By Frank Jackman
For the attentive reader of this unabashedly left-wing publication which moreover not only takes history seriously but commemorates some historical nodal points worthy of attention today I have drawn attention this month of January to the 100th anniversary of the assassinations of key nascent German Communist Party leaders Rosa Luxemburg, the rose of the revolution, and Karl Liebknecht the heart of the left-wing German workers movement. In that commentary I noted that history in the conditional, especially when things turned out badly as they did in Germany with the failure of the Communists to take power within a few years of the Armistice and aid the struggling isolated and devastated Russian revolution, is tricky business. There were certainly opportunities closed off by the decimation of the heads of the early German Communist Party that were never made up. That failure helps in its own way to pave the road to the Nazi takeover and all that meant for Europe and the world later. I also cautioned against stretching such conditionals out too far without retreating to an idea that the rise of the Nazis was inevitable. Give it some thought though.

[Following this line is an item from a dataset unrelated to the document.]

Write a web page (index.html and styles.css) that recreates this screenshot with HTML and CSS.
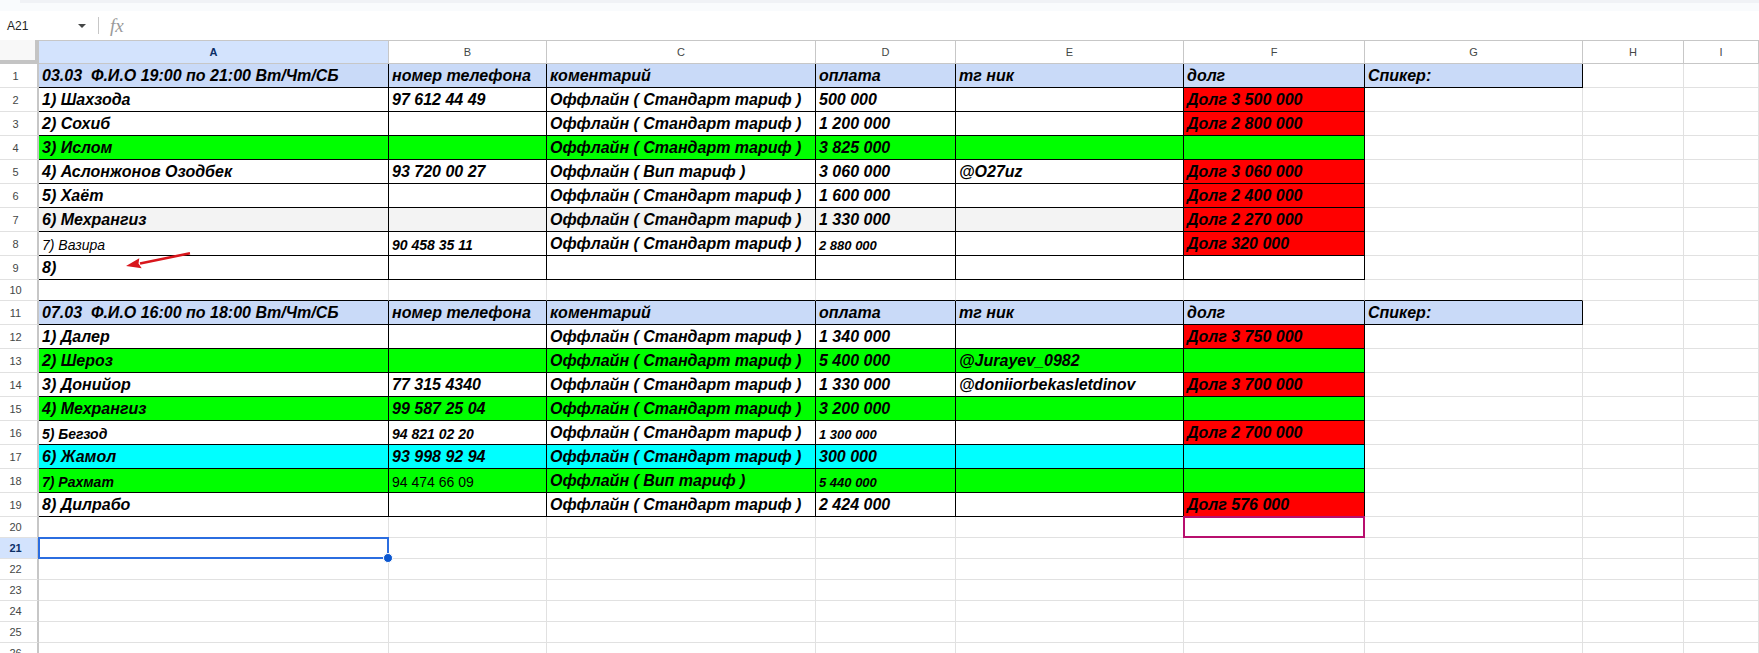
FILE: index.html
```html
<!DOCTYPE html>
<html lang="ru">
<head>
    <meta charset="UTF-8">
    <meta name="viewport" content="width=device-width, initial-scale=1">
    <title>Таблица</title>
    <link rel="stylesheet" href="styles.css">
</head>
<body>
    <div class="top-strip"><div class="top-strip-inner"></div></div>

    <div class="formula-bar">
        <div class="name-box">A21</div>
        <div class="name-arrow"></div>
        <div class="formula-sep"></div>
        <div class="fx">fx</div>
    </div>

    <table class="sheet">
        <colgroup>
            <col class="w-head"><col class="w-a"><col class="w-b"><col class="w-c"><col class="w-d">
            <col class="w-e"><col class="w-f"><col class="w-g"><col class="w-h"><col class="w-i">
        </colgroup>
        <thead>
            <tr>
                <th class="corner"></th>
                <th class="on">A</th><th>B</th><th>C</th><th>D</th><th>E</th><th>F</th><th>G</th><th>H</th><th>I</th>
            </tr>
        </thead>
        <tbody>
            <tr>
                <td class="num">1</td>
                <td class="k blue">03.03&nbsp; Ф.И.О 19:00 по 21:00 Вт/Чт/СБ</td><td class="k blue">номер телефона</td><td class="k blue">коментарий</td><td class="k blue">оплата</td><td class="k blue">тг ник</td><td class="k blue">долг</td><td class="k blue">Спикер:</td><td></td><td></td>
            </tr>
            <tr>
                <td class="num">2</td>
                <td class="k">1) Шахзода</td><td class="k">97 612 44 49</td><td class="k">Оффлайн ( Стандарт тариф )</td><td class="k">500 000</td><td class="k"></td><td class="k red">Долг 3 500 000</td><td></td><td></td><td></td>
            </tr>
            <tr>
                <td class="num">3</td>
                <td class="k">2) Сохиб</td><td class="k"></td><td class="k">Оффлайн ( Стандарт тариф )</td><td class="k">1 200 000</td><td class="k"></td><td class="k red">Долг 2 800 000</td><td></td><td></td><td></td>
            </tr>
            <tr>
                <td class="num">4</td>
                <td class="k green">3) Ислом</td><td class="k green"></td><td class="k green">Оффлайн ( Стандарт тариф )</td><td class="k green">3 825 000</td><td class="k green"></td><td class="k green"></td><td></td><td></td><td></td>
            </tr>
            <tr>
                <td class="num">5</td>
                <td class="k">4) Аслонжонов Озодбек</td><td class="k">93 720 00 27</td><td class="k">Оффлайн ( Вип тариф )</td><td class="k">3 060 000</td><td class="k">@O27uz</td><td class="k red">Долг 3 060 000</td><td></td><td></td><td></td>
            </tr>
            <tr>
                <td class="num">6</td>
                <td class="k">5) Хаёт</td><td class="k"></td><td class="k">Оффлайн ( Стандарт тариф )</td><td class="k">1 600 000</td><td class="k"></td><td class="k red">Долг 2 400 000</td><td></td><td></td><td></td>
            </tr>
            <tr>
                <td class="num">7</td>
                <td class="k grey">6) Мехрангиз</td><td class="k grey"></td><td class="k grey">Оффлайн ( Стандарт тариф )</td><td class="k grey">1 330 000</td><td class="k grey"></td><td class="k red">Долг 2 270 000</td><td></td><td></td><td></td>
            </tr>
            <tr>
                <td class="num">8</td>
                <td class="k small thin">7) Вазира</td><td class="k small">90 458 35 11</td><td class="k">Оффлайн ( Стандарт тариф )</td><td class="k small tiny">2 880 000</td><td class="k"></td><td class="k red">Долг 320 000</td><td></td><td></td><td></td>
            </tr>
            <tr>
                <td class="num">9</td>
                <td class="k has-over">8)
                    <svg class="arrow" width="70" height="18" viewBox="0 0 70 18">
                        <path d="M65 1.3L15 11.5" stroke="#d8161c" stroke-width="2.6" fill="none"/>
                        <path d="M1 14L14.3 6.3L13.5 11.5L16.7 16.3Z" fill="#d8161c"/>
                    </svg>
                </td><td class="k"></td><td class="k"></td><td class="k"></td><td class="k"></td><td class="k"></td><td></td><td></td><td></td>
            </tr>
            <tr class="short">
                <td class="num">10</td>
                <td class="k-b"></td><td class="k-b"></td><td class="k-b"></td><td class="k-b"></td><td class="k-b"></td><td class="k-b"></td><td class="k-b"></td><td></td><td></td>
            </tr>
            <tr>
                <td class="num">11</td>
                <td class="k blue">07.03&nbsp; Ф.И.О 16:00 по 18:00 Вт/Чт/СБ</td><td class="k blue">номер телефона</td><td class="k blue">коментарий</td><td class="k blue">оплата</td><td class="k blue">тг ник</td><td class="k blue">долг</td><td class="k blue">Спикер:</td><td></td><td></td>
            </tr>
            <tr>
                <td class="num">12</td>
                <td class="k">1) Далер</td><td class="k"></td><td class="k">Оффлайн ( Стандарт тариф )</td><td class="k">1 340 000</td><td class="k"></td><td class="k red">Долг 3 750 000</td><td></td><td></td><td></td>
            </tr>
            <tr>
                <td class="num">13</td>
                <td class="k green">2) Шероз</td><td class="k green"></td><td class="k green">Оффлайн ( Стандарт тариф )</td><td class="k green">5 400 000</td><td class="k green">@Jurayev_0982</td><td class="k green"></td><td></td><td></td><td></td>
            </tr>
            <tr>
                <td class="num">14</td>
                <td class="k">3) Донийор</td><td class="k">77 315 4340</td><td class="k">Оффлайн ( Стандарт тариф )</td><td class="k">1 330 000</td><td class="k">@doniiorbekasletdinov</td><td class="k red">Долг 3 700 000</td><td></td><td></td><td></td>
            </tr>
            <tr>
                <td class="num">15</td>
                <td class="k green">4) Мехрангиз</td><td class="k green">99 587 25 04</td><td class="k green">Оффлайн ( Стандарт тариф )</td><td class="k green">3 200 000</td><td class="k green"></td><td class="k green"></td><td></td><td></td><td></td>
            </tr>
            <tr>
                <td class="num">16</td>
                <td class="k small">5) Бегзод</td><td class="k small">94 821 02 20</td><td class="k">Оффлайн ( Стандарт тариф )</td><td class="k small tiny">1 300 000</td><td class="k"></td><td class="k red">Долг 2 700 000</td><td></td><td></td><td></td>
            </tr>
            <tr>
                <td class="num">17</td>
                <td class="k cyan">6) Жамол</td><td class="k cyan">93 998 92 94</td><td class="k cyan">Оффлайн ( Стандарт тариф )</td><td class="k cyan">300 000</td><td class="k cyan"></td><td class="k cyan"></td><td></td><td></td><td></td>
            </tr>
            <tr>
                <td class="num">18</td>
                <td class="k green small">7) Рахмат</td><td class="k green small plain">94 474 66 09</td><td class="k green">Оффлайн ( Вип тариф )</td><td class="k green small tiny">5 440 000</td><td class="k green"></td><td class="k green"></td><td></td><td></td><td></td>
            </tr>
            <tr>
                <td class="num">19</td>
                <td class="k">8) Дилрабо</td><td class="k"></td><td class="k">Оффлайн ( Стандарт тариф )</td><td class="k">2 424 000</td><td class="k"></td><td class="k red">Долг 576 000</td><td></td><td></td><td></td>
            </tr>
            <tr class="short">
                <td class="num">20</td>
                <td></td><td></td><td></td><td></td><td></td><td class="has-over"><div class="peer-cursor"></div></td><td></td><td></td><td></td>
            </tr>
            <tr class="short">
                <td class="num on">21</td>
                <td class="has-over"><div class="selection"><span class="handle"></span></div></td><td></td><td></td><td></td><td></td><td></td><td></td><td></td><td></td>
            </tr>
            <tr class="short"><td class="num">22</td><td></td><td></td><td></td><td></td><td></td><td></td><td></td><td></td><td></td></tr>
            <tr class="short"><td class="num">23</td><td></td><td></td><td></td><td></td><td></td><td></td><td></td><td></td><td></td></tr>
            <tr class="short"><td class="num">24</td><td></td><td></td><td></td><td></td><td></td><td></td><td></td><td></td><td></td></tr>
            <tr class="short"><td class="num">25</td><td></td><td></td><td></td><td></td><td></td><td></td><td></td><td></td><td></td></tr>
            <tr class="short"><td class="num">26</td><td></td><td></td><td></td><td></td><td></td><td></td><td></td><td></td><td></td></tr>
        </tbody>
    </table>
</body>
</html>
```

FILE: styles.css
```css
html, body {
    margin: 0;
    height: 100%;
    overflow: hidden;
    background: #fff;
}
body {
    font-family: "Liberation Sans", Arial, sans-serif;
}

.top-strip {
    height: 11px;
    background: #f9fbfd;
}
.top-strip-inner {
    height: 3px;
    margin-left: 20px;
    background: #f0f2f6;
}

.formula-bar {
    display: flex;
    align-items: center;
    height: 29px;
    color: #444746;
}
.name-box {
    width: 71px;
    padding-left: 7px;
    font-size: 12px;
    color: #1f1f1f;
}
.name-arrow {
    width: 0;
    height: 0;
    border-left: 4px solid transparent;
    border-right: 4px solid transparent;
    border-top: 4px solid #444746;
}
.formula-sep {
    width: 1px;
    height: 17px;
    margin-left: 12px;
    background: #c7c7c7;
}
.fx {
    margin-left: 11px;
    font-family: "Liberation Serif", serif;
    font-style: italic;
    font-size: 19px;
    color: #9a9a9a;
}

.sheet {
    table-layout: fixed;
    width: 1759px;
    border-collapse: separate;
    border-spacing: 0;
}
.w-head { width: 39px; }
.w-a { width: 350px; }
.w-b { width: 158px; }
.w-c { width: 269px; }
.w-d { width: 140px; }
.w-e { width: 228px; }
.w-f { width: 181px; }
.w-g { width: 218px; }
.w-h { width: 101px; }
.w-i { width: 75px; }

th {
    height: 24px;
    padding: 0;
    box-sizing: border-box;
    border-top: 1px solid #c7c7c7;
    border-right: 1px solid #c7c7c7;
    border-bottom: 1px solid #c7c7c7;
    font-size: 11px;
    font-weight: normal;
    color: #444746;
}
th.on {
    background: #d3e3fd;
    font-weight: bold;
    color: #0b2f66;
}
th.corner {
    background: #f8f8f8;
    border-top: 0;
    border-right: 4px solid #c4c4c4;
    border-bottom: 4px solid #c4c4c4;
}

tr {
    height: 24px;
}
tr.short {
    height: 21px;
}
td {
    box-sizing: border-box;
    padding: 0 3px;
    border-right: 1px solid #e1e1e1;
    border-bottom: 1px solid #e1e1e1;
    white-space: nowrap;
    overflow: hidden;
    font-size: 16px;
    font-weight: bold;
    font-style: italic;
    color: #000;
}
td.num {
    padding: 0 6px 0 0;
    text-align: center;
    font-size: 11px;
    font-weight: normal;
    font-style: normal;
    color: #444746;
    border-right: 2px solid #c7c7c7;
}
td.num.on {
    background: #d3e3fd;
    font-weight: bold;
    color: #0b2f66;
}

/* цвета ячеек */
.k { border-right-color: #000; border-bottom-color: #000; }
.k-b { border-bottom-color: #000; }
.blue { background: #c9daf8; }
.red { background: #f00; }
.green { background: #0f0; }
.cyan { background: #0ff; }
.grey { background: #f3f3f3; }

td.small {
    vertical-align: bottom;
    padding-bottom: 2px;
    font-size: 14px;
}
td.tiny { font-size: 13px; }
td.thin { font-weight: normal; }
td.plain {
    font-weight: normal;
    font-style: normal;
}

.has-over {
    position: relative;
    overflow: visible;
}
.arrow {
    position: absolute;
    left: 86px;
    top: -4px;
}
.selection {
    position: absolute;
    left: -1px;
    top: -1px;
    right: -1px;
    bottom: -1px;
    border: 2px solid #2b6de0;
}
.handle {
    position: absolute;
    right: -6px;
    bottom: -6px;
    width: 8px;
    height: 8px;
    border-radius: 50%;
    background: #0b57d0;
    border: 1px solid #fff;
}
.peer-cursor {
    position: absolute;
    left: -1px;
    top: -1px;
    right: -1px;
    bottom: -1px;
    border: 2px solid #b80f6e;
}
```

History in the conditional applies as well to events that would in the future turn out well, well at the beginning in any case, and that leads to the role played by what many parties including Vladimir Lenin and Leon Trotsky referred to as the “dress rehearsal” for the October Revolution in Russia in 1917. That was the Revolution of 1905 which although it was shattered and many of the leading participants either killed, exiled or banished still provided some hope that things would turn on that proverbial historical dime in the end. The key organization structure set up in 1905, the Workers Soviets, councils, which in embryo provided the outline for the workers government everybody from Marx and to his left argued for to bring socialist order to each country, to the world in the end almost automatically was reestablished in the early days of 1917. Who knows in conditions of war and governmental turmoil what would have happened if that organizational form had not already been tested in an earlier revolutionary episode. Again, let’s not get too wide afield on history in the conditional on this end either. Think about those episodes though as we commemorate that 1905 revolution.

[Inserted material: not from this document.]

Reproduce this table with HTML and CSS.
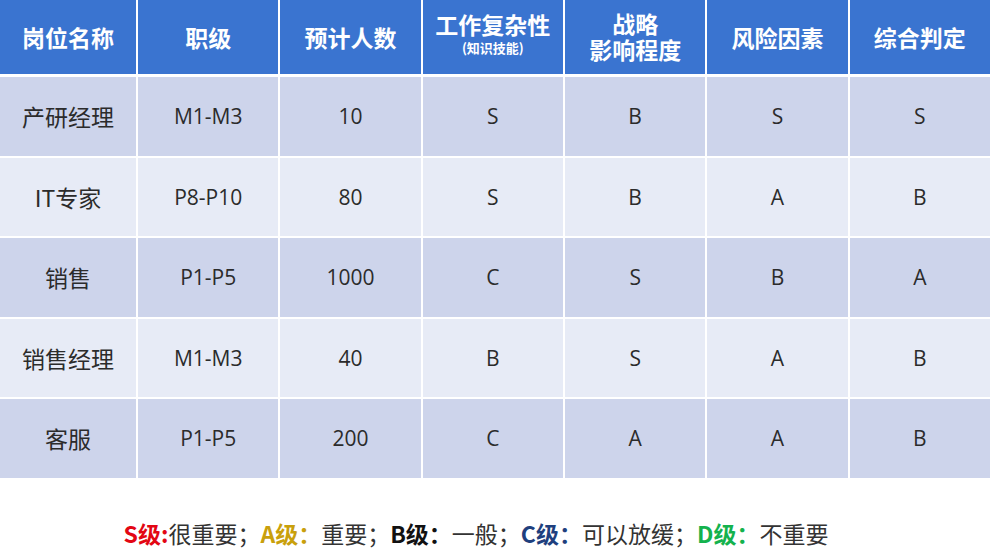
FILE: index.html
```html
<!DOCTYPE html>
<html lang="zh-CN">
<head>
<meta charset="utf-8">
<title>岗位评估</title>
<link rel="stylesheet" href="styles.css">
</head>
<body>
<div class="sheet">
  <div class="grid head">
    <div class="cell">岗位名称</div>
    <div class="cell">职级</div>
    <div class="cell">预计人数</div>
    <div class="cell stack"><span class="main">工作复杂性</span><span class="sub">(知识技能)</span></div>
    <div class="cell stack"><span>战略</span><span>影响程度</span></div>
    <div class="cell">风险因素</div>
    <div class="cell">综合判定</div>
  </div>
  <div class="grid body">
    <div class="cell dark name">产研经理</div><div class="cell dark">M1-M3</div><div class="cell dark">10</div><div class="cell dark">S</div><div class="cell dark">B</div><div class="cell dark">S</div><div class="cell dark">S</div>
    <div class="cell light name">IT专家</div><div class="cell light">P8-P10</div><div class="cell light">80</div><div class="cell light">S</div><div class="cell light">B</div><div class="cell light">A</div><div class="cell light">B</div>
    <div class="cell dark name">销售</div><div class="cell dark">P1-P5</div><div class="cell dark">1000</div><div class="cell dark">C</div><div class="cell dark">S</div><div class="cell dark">B</div><div class="cell dark">A</div>
    <div class="cell light name">销售经理</div><div class="cell light">M1-M3</div><div class="cell light">40</div><div class="cell light">B</div><div class="cell light">S</div><div class="cell light">A</div><div class="cell light">B</div>
    <div class="cell dark name">客服</div><div class="cell dark">P1-P5</div><div class="cell dark">200</div><div class="cell dark">C</div><div class="cell dark">A</div><div class="cell dark">A</div><div class="cell dark">B</div>
  </div>
  <p class="legend"><b class="s">S级:</b>很重要；<b class="a">A级：</b>重要；<b class="b">B级：</b>一般；<b class="c">C级：</b>可以放缓；<b class="d">D级：</b>不重要</p>
</div>
</body>
</html>
```
FILE: styles.css
```css
html, body {
  margin: 0;
  padding: 0;
  background: #ffffff;
}
body {
  width: 990px;
  font-family: "Open Sans", "Noto Sans CJK SC", sans-serif;
  color: #2b2b2b;
}
.grid {
  display: grid;
  grid-template-columns: 136px repeat(6, 1fr);
  column-gap: 2px;
}
.head {
  grid-template-rows: 74px;
  margin-bottom: 3px;
}
.body {
  grid-template-rows: repeat(5, 78.5px);
  row-gap: 2px;
}
.cell {
  display: flex;
  align-items: center;
  justify-content: center;
  font-size: 21px;
}
.cell.name {
  font-size: 23px;
  font-family: "Noto Sans CJK SC", sans-serif;
}
.head .cell {
  background: #3a74d0;
  color: #ffffff;
  font-weight: 700;
  font-size: 23px;
  font-family: "Noto Sans CJK SC", sans-serif;
}
.stack {
  flex-direction: column;
  line-height: 26px;
  padding-bottom: 2px;
}
.stack .main {
  line-height: 24px;
  margin-top: -4px;
}
.stack .sub {
  font-size: 13px;
  line-height: 16px;
  margin-top: 4px;
}
.dark { background: #cdd4eb; }
.light { background: #e7ebf6; }
.legend {
  margin: 40px 0 0;
  padding-right: 38px;
  text-align: center;
  font-size: 23px;
  line-height: 30px;
  font-family: "Noto Sans CJK SC", sans-serif;
  color: #333333;
}
.legend b { font-weight: 700; }
.legend .s { color: #e30613; }
.legend .a { color: #c9a00c; }
.legend .b { color: #111111; }
.legend .c { color: #1f3f7e; }
.legend .d { color: #14b24d; }
```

Click on title to link the Vladimir Lenin Internet Archive's copy of his philosophical treatise in defense of the Marxist worldview, "Materialism and Empirio-criticism"
Workers Vanguard No. 945
23 October 2009
In Defense of Dialectical Materialism
(Quote of the Week)
This year marks the centennial anniversary of the publication of Materialism and Empirio-criticism,written by Bolshevik leader V.I. Lenin in 1908 during the period of victorious reaction following the defeat of the 1905 Russian Revolution. This work is a powerful repudiation of bourgeois philosophical idealism—embraced at the time even by some Bolshevik leaders—which in the end always amounts to a defense of reaction and the status quo. In the excerpt below, Lenin provides a concise exposition of the Marxist materialist outlook.

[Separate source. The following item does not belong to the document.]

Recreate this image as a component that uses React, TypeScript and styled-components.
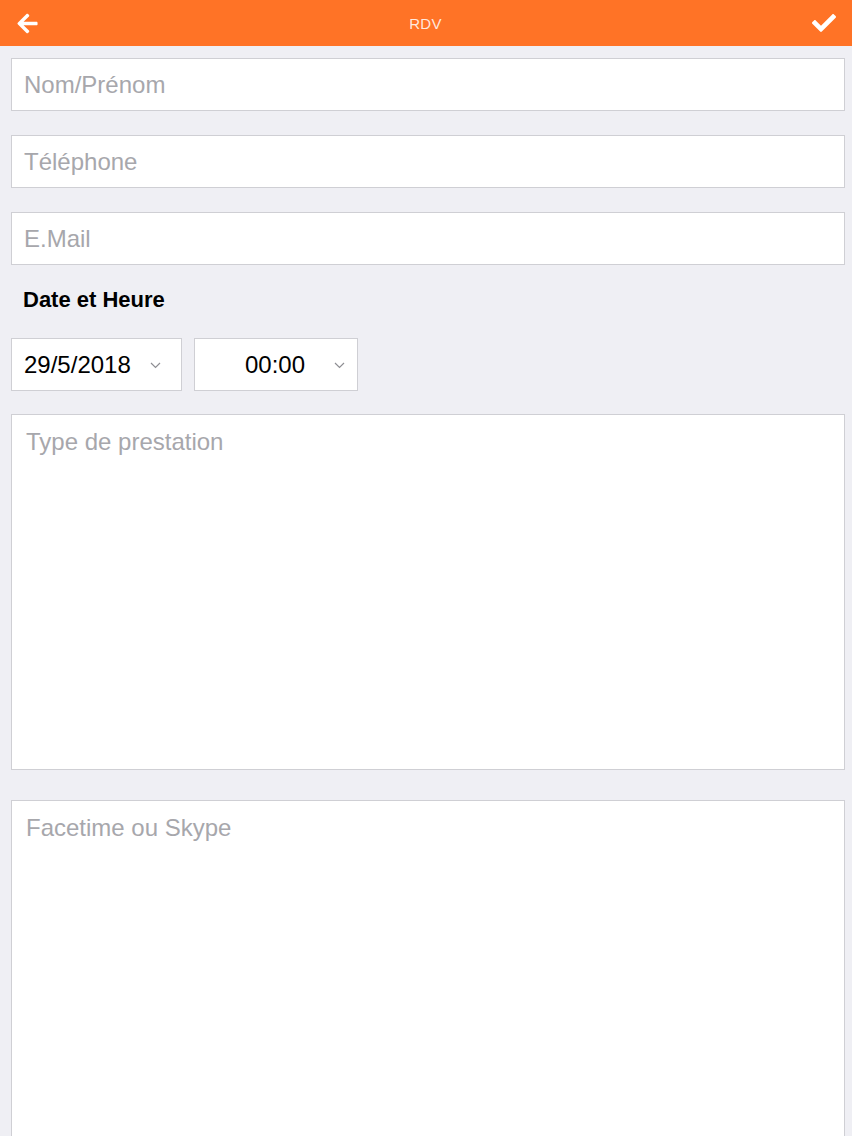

Yesterday we did not know that coal tar contains alizarin. Today we have learned that it does. The question is, did coal tar contain alizarin yesterday?
Of course it did. To doubt it would be to make a mockery of modern science.
And if that is so, three important epistemological conclusions follow:
1) Things exist independently of our consciousness, independently of our sensations, outside of us, for it is beyond doubt that alizarin existed in coal tar yesterday and it is equally beyond doubt that yesterday we knew nothing of the existence of this alizarin and received no sensations from it.
2) There is definitely no difference in principle between the phenomenon and the thing-in-itself, and there cannot be any such difference. The only difference is between what is known and what is not yet known....
3) In the theory of knowledge, as in every other sphere of science, we must think dialectically, that is, we must not regard our knowledge as ready-made and unalterable, but must determine how knowledge emerges from ignorance, how incomplete, inexact knowledge becomes more complete and more exact.
Once we accept the point of view that human knowledge develops from ignorance, we shall find millions of examples of it just as simple as the discovery of alizarin in coal tar, millions of observations not only in the history of science and technology but in the everyday life of each and every one of us that illustrate the transformation of “things-in-themselves” into “things-for-us,” the appearance of “phenomena” when our sense-organs experience an impact from external objects, the disappearance of “phenomena” when some obstacle prevents the action upon our sense-organs of an object which we know to exist. The sole and unavoidable deduction to be made from this—a deduction which all of us make in everyday practice and which materialism deliberately places at the foundation of its epistemology—is that outside us, and independently of us, there exist objects, things, bodies and that our perceptions are images of the external world.